En France, des installations en surface existent pour le stockage des déchets d’exploitation, permettant la sécurité pendant la durée de vie des radionucléides qu’ils contiennent. Leur durée de vie de surveillance est de 300 ans. Pour les déchets à haute activité qui doivent aller en stockage géologique, nous avons en France un laboratoire souterrain dont la construction a débuté fin 1999 et dont l’exploitation à plein régime a plus de dix ans, où l’on mène des expérimentations et une caractérisation très détaillée de la roche, où l’on teste la réaction de la roche aux différentes contraintes que nous allons imposer. Le fait d’ouvrir, par exemple, une galerie crée une décharge mécanique de la roche. On regarde comment les radionucléides, au cas où ils seraient relâchés d’ici 1 000, 10 000 ou 100 000 ans, seraient retenus. Nous regardons également les réactions de la roche sous les effets de la température. Enfin, nous regardons comment on creuse une galerie mais aussi, bien sûr, comment nous pouvons refermer de manière sûre les ouvrages.
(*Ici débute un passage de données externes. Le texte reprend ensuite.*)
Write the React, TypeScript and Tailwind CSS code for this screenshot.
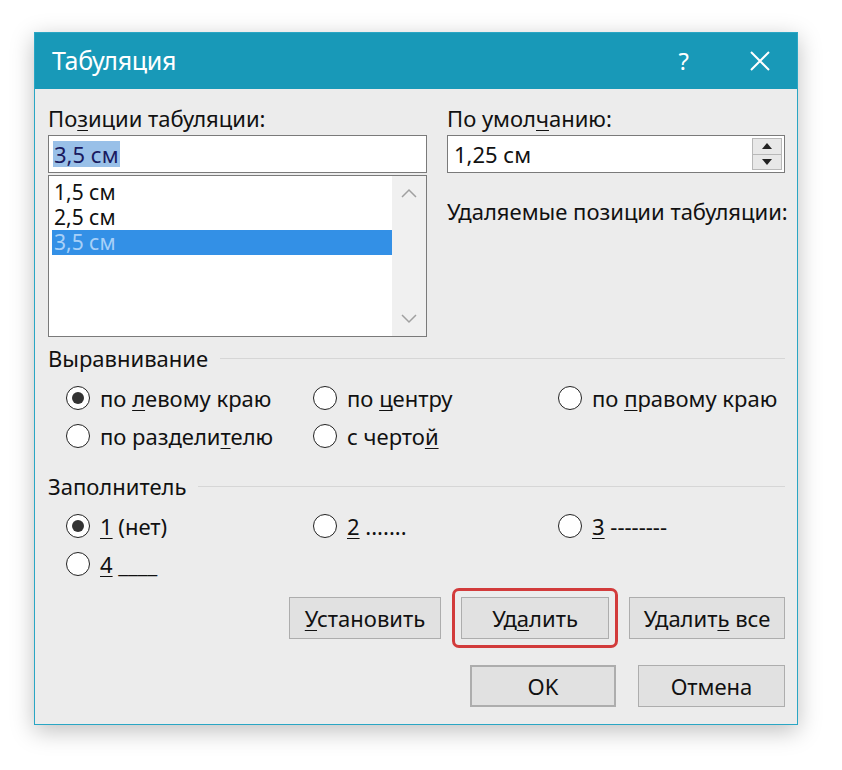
import React from "react";

const font = { fontFamily: '"Noto Sans", "Open Sans", sans-serif' };

function U({ children }: { children: React.ReactNode }) {
  return <span className="underline underline-offset-[3px] decoration-1">{children}</span>;
}

function Radio({ checked, children }: { checked?: boolean; children: React.ReactNode }) {
  return (
    <div className="flex items-center gap-[10px] h-[38px]">
      <span className="w-[24px] h-[24px] rounded-full border-[1.5px] border-[#222] bg-white flex items-center justify-center shrink-0">
        {checked && <span className="w-[12px] h-[12px] rounded-full bg-[#333]" />}
      </span>
      <span className="text-[22px] leading-[28px] text-[#111]">{children}</span>
    </div>
  );
}

function GroupTitle({ children }: { children: React.ReactNode }) {
  return (
    <div className="flex items-center gap-3 h-[26px]">
      <span className="text-[22px] leading-[26px] text-[#111]">{children}</span>
      <div className="flex-1 h-px bg-[#d6d6d6]" />
    </div>
  );
}

function Btn({ children, cls = "" }: { children: React.ReactNode; cls?: string }) {
  return (
    <div
      className={
        "h-[42px] flex items-center justify-center bg-[#e1e1e1] border border-[#adadad] text-[22px] leading-[28px] text-[#111] " +
        cls
      }
    >
      <span>{children}</span>
    </div>
  );
}

export default function App() {
  return (
    <div className="w-[842px] h-[770px] bg-white overflow-hidden" style={font}>
      <div className="ml-[34px] mt-[32px] w-[764px] h-[693px] border border-[#2aa6c4] bg-[#ececec] shadow-[0_6px_22px_rgba(0,0,0,0.25)] flex flex-col">
        {/* title bar */}
        <div className="h-[56px] bg-[#1899b8] flex items-center pl-[17px] pr-[26px] text-white">
          <span className="text-[25px] tracking-[-0.3px] flex-1">Табуляция</span>
          <span className="text-[24px] mr-[60px]">?</span>
          <svg width="22" height="22" viewBox="0 0 22 22">
            <path d="M2 2 L20 20 M20 2 L2 20" stroke="white" strokeWidth="2" />
          </svg>
        </div>

        <div className="flex-1 pl-[13px] pr-[12px] pt-[16px] flex flex-col">
          {/* top columns */}
          <div className="flex gap-[20px]">
            <div className="w-[379px] flex flex-col">
              <div className="text-[22px] text-[#111] h-[30px] leading-[26px]">
                По<U>з</U>иции табуляции:
              </div>
              <div className="h-[38px] bg-white border border-[#7a7a7a] flex items-center px-[4px]">
                <span className="bg-[#99c0e8] text-[#1a1a60] text-[22px] leading-[26px] px-[1px]">3,5 см</span>
              </div>
              <div className="mt-[2px] h-[162px] bg-white border border-[#7a7a7a] flex">
                <div className="flex-1 pt-[4px] pl-[3px] text-[21px] text-[#111]">
                  <div className="h-[25px] leading-[25px] pl-[2px]">1,5 см</div>
                  <div className="h-[25px] leading-[25px] pl-[2px]">2,5 см</div>
                  <div className="h-[25px] leading-[25px] pl-[2px] bg-[#3390e6] text-[#a8d0f8]">3,5 см</div>
                </div>
                <div className="w-[34px] bg-[#f0f0f0] flex flex-col items-center justify-between py-[12px]">
                  <svg width="16" height="10" viewBox="0 0 16 10">
                    <path d="M1 9 L8 2 L15 9" stroke="#a0a0a0" strokeWidth="1.5" fill="none" />
                  </svg>
                  <svg width="16" height="10" viewBox="0 0 16 10">
                    <path d="M1 1 L8 8 L15 1" stroke="#a0a0a0" strokeWidth="1.5" fill="none" />
                  </svg>
                </div>
              </div>
            </div>

            <div className="w-[338px] flex flex-col">
              <div className="text-[22px] text-[#111] h-[30px] leading-[26px]">
                По умол<U>ч</U>анию:
              </div>
              <div className="h-[38px] bg-white border border-[#7a7a7a] flex items-center pl-[6px] pr-[2px]">
                <span className="flex-1 text-[22px] leading-[26px] text-[#111]">1,25 см</span>
                <div className="w-[30px] h-[32px] flex flex-col border border-[#b8b8b8]">
                  <div className="flex-1 bg-[#e8e8e8] border-b border-[#b8b8b8] flex items-center justify-center">
                    <svg width="10" height="6" viewBox="0 0 10 6">
                      <path d="M0 6 L5 0 L10 6 Z" fill="#222" />
                    </svg>
                  </div>
                  <div className="flex-1 bg-[#e8e8e8] flex items-center justify-center">
                    <svg width="10" height="6" viewBox="0 0 10 6">
                      <path d="M0 0 L5 6 L10 0 Z" fill="#222" />
                    </svg>
                  </div>
                </div>
              </div>
              <div className="mt-[24px] text-[22px] leading-[28px] text-[#111] whitespace-nowrap">
                Удаляемые позиции табуляции:
              </div>
            </div>
          </div>

          {/* alignment */}
          <div className="mt-[8px]">
            <GroupTitle>Выравнивание</GroupTitle>
            <div className="mt-[8px] pl-[18px] grid grid-cols-[247px_245px_1fr]">
              <Radio checked>
                по <U>л</U>евому краю
              </Radio>
              <Radio>
                по <U>ц</U>ентру
              </Radio>
              <Radio>
                по <U>п</U>равому краю
              </Radio>
              <Radio>
                по раздели<U>т</U>елю
              </Radio>
              <Radio>
                с черто<U>й</U>
              </Radio>
            </div>
          </div>

          {/* leader */}
          <div className="mt-[18px]">
            <GroupTitle>Заполнитель</GroupTitle>
            <div className="mt-[8px] pl-[18px] grid grid-cols-[247px_245px_1fr]">
              <Radio checked>
                <U>1</U> (нет)
              </Radio>
              <Radio>
                <U>2</U> .......
              </Radio>
              <Radio>
                <U>3</U> --------
              </Radio>
              <Radio>
                <U>4</U> ____
              </Radio>
            </div>
          </div>

          {/* buttons */}
          <div className="mt-[5px] flex justify-end items-center gap-[20px]">
            <Btn cls="w-[152px]">
              <U>У</U>становить
            </Btn>
            <div className="p-[6px] rounded-[7px] border-[3px] border-[#d23b3b] -mx-[9px]">
              <Btn cls="w-[148px]">
                Уд<U>а</U>лить
              </Btn>
            </div>
            <Btn cls="w-[156px]">
              Удалит<U>ь</U> все
            </Btn>
          </div>
          <div className="mt-[17px] flex justify-end gap-[22px]">
            <Btn cls="w-[146px] border-2 border-[#2a7fd6]">OK</Btn>
            <Btn cls="w-[147px]">Отмена</Btn>
          </div>
        </div>
      </div>
    </div>
  );
}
C’est tout cela qui se passe dans le laboratoire qu’on appelle Cijéo sur le village de Bure dans la Meuse Haute Marne.
Y-a-t-il une réelle coopération internationale sur la question du stockage géologique ?
Clairement oui. Les scientifiques, experts et ingénieurs spécialisés sur la question échangent en permanence sur le stockage géologique. Les instances internationales (Commission Européenne, Agence pour l’Energie Nucléaire, Agence Internationale de l’Energie Atomique) et les différents comités qu’elles animent constituent les lieux privilégiés et institutionnalisés d’information, de partage de connaissances et de réflexions communes. La forte implication de l’Andra dans les groupes de travail et événements qu’elles organisent assure la promotion de ses réalisations. Sans oublier que tous les quatre ans, une conférence internationale réunit l’ensemble des techniciens et décideurs du domaine du stockage géologique. La dernière conférence, qui réunissait les Canadiens, les Finlandais, les Suédois, les Belges, les Britanniques, les Allemands, les Américains, les Japonais et les Français s’est déroulée du 6 au 9 décembre 2016 au siège de l’OCDE à Paris. Je note qu’il existe une réelle dynamique dans le monde sur la question du stockage géologique. En France, nous en sommes à la phase de préparation industrielle.